═════ MATERIAL ═════
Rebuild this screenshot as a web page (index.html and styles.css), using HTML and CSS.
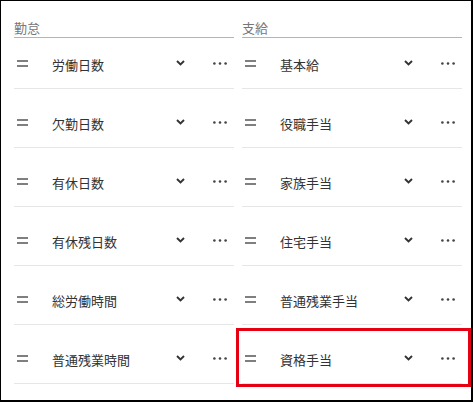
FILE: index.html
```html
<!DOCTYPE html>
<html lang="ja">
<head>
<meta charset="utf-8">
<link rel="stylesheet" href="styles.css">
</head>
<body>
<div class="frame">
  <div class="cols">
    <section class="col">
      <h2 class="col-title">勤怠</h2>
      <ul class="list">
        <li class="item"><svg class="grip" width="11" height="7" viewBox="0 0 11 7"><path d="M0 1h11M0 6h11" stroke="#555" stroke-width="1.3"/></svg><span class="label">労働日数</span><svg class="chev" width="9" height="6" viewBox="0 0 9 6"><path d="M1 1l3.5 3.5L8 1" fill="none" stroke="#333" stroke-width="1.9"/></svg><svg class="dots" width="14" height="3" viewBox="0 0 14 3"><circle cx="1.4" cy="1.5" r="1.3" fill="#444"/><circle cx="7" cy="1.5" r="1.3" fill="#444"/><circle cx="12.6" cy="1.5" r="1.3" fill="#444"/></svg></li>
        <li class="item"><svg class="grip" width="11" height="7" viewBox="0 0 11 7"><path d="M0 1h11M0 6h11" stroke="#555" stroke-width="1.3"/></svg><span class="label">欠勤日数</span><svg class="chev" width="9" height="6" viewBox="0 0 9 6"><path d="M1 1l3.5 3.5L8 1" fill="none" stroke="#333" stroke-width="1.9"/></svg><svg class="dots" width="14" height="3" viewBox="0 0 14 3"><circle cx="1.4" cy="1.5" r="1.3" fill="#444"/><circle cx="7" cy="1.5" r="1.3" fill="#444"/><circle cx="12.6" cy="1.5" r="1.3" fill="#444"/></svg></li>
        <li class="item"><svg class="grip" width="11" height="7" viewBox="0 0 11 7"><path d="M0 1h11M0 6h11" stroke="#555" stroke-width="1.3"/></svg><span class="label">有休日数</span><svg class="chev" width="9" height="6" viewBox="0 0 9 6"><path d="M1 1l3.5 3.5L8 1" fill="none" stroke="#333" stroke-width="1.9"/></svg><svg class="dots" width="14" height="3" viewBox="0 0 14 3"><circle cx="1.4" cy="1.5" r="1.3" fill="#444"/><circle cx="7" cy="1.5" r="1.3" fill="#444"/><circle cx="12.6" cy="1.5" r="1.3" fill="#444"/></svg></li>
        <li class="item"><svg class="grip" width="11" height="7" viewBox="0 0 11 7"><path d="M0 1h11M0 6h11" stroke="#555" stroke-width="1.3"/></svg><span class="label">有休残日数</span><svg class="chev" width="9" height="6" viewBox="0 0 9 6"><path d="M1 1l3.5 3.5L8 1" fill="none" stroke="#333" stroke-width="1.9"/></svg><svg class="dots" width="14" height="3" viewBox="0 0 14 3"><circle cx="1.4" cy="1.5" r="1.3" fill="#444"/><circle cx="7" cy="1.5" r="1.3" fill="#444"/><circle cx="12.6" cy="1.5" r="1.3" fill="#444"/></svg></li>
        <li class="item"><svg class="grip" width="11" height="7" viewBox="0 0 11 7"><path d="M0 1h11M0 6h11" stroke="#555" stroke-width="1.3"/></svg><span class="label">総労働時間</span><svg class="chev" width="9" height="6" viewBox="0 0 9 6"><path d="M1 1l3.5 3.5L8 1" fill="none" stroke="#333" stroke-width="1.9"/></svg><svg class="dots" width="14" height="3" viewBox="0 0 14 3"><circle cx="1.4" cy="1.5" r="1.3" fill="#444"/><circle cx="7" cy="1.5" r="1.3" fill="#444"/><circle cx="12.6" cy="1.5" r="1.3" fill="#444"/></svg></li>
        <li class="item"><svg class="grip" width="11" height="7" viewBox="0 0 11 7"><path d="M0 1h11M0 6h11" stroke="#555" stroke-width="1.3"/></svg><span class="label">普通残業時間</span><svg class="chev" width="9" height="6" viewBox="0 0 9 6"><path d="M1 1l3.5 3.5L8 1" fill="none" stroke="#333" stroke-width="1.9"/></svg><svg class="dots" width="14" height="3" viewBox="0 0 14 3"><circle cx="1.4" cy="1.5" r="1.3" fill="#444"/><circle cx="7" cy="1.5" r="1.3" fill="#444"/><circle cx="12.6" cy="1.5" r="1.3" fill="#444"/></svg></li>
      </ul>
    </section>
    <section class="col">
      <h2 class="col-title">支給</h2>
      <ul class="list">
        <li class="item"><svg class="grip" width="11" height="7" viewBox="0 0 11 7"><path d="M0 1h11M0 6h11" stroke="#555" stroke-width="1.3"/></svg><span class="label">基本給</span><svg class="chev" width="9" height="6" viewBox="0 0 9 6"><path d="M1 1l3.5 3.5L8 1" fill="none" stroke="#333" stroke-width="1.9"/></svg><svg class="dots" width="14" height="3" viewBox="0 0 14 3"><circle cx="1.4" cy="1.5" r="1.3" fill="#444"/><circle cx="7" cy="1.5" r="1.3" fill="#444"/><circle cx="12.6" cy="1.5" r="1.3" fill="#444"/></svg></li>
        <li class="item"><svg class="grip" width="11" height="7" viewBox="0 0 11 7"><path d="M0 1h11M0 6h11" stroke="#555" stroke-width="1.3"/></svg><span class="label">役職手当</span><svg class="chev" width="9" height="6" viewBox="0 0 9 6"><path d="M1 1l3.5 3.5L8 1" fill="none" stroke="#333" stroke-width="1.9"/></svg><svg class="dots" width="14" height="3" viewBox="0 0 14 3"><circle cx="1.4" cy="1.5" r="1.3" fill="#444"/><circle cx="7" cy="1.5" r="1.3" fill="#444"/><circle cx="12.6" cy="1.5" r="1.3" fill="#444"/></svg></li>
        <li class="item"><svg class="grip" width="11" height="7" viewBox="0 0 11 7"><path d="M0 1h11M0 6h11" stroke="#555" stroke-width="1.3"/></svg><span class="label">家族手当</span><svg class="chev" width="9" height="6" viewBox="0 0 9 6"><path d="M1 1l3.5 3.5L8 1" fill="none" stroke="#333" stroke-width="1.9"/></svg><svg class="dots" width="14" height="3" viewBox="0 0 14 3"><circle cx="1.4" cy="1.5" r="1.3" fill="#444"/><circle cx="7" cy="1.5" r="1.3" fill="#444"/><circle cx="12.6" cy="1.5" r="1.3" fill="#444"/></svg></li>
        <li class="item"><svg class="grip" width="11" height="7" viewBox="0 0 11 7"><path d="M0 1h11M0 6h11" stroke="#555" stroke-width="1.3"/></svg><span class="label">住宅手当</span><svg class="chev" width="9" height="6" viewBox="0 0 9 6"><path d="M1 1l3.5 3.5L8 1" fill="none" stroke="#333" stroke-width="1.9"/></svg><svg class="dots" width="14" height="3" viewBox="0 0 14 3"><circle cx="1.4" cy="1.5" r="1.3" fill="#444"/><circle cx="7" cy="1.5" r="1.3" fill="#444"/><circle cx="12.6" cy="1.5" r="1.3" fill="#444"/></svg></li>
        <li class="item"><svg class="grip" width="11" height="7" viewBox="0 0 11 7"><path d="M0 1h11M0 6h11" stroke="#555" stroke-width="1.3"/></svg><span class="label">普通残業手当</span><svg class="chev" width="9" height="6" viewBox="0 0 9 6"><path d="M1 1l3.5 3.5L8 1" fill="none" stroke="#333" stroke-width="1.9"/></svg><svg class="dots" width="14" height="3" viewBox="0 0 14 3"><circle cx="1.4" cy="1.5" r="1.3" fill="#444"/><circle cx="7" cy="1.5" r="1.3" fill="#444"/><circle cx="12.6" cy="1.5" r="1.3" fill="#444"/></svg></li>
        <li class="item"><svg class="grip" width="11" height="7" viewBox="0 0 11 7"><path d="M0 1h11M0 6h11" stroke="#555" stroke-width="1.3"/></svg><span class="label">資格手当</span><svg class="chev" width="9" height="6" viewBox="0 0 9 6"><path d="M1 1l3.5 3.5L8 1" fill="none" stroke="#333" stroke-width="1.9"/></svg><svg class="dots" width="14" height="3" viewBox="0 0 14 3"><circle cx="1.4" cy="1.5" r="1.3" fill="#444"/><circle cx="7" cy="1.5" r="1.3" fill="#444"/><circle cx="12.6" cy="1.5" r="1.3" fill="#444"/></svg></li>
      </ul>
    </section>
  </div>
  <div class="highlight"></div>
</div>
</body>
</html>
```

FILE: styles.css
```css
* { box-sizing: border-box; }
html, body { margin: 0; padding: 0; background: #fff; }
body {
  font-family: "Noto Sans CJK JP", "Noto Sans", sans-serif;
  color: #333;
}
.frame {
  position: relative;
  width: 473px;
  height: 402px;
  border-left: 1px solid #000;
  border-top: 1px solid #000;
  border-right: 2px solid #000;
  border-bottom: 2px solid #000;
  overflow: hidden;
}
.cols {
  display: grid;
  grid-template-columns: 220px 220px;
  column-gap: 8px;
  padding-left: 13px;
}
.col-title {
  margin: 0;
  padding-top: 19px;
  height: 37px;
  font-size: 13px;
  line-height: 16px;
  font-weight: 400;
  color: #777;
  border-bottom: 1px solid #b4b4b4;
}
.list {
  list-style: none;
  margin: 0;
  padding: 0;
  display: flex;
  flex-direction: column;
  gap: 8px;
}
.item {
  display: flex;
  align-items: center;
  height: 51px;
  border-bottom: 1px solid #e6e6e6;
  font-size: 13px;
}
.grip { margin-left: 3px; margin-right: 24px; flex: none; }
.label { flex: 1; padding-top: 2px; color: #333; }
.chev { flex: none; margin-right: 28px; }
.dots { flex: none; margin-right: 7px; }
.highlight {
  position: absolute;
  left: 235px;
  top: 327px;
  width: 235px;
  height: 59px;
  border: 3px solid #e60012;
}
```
═════
> _GIVEN INSTRUCTION_:
Go through the listing above and list every line that has the word "styles".

> _RESULT_:
Rebuild this screenshot as a web page (index.html and styles.css), using HTML and CSS.
<link rel="stylesheet" href="styles.css">
FILE: styles.css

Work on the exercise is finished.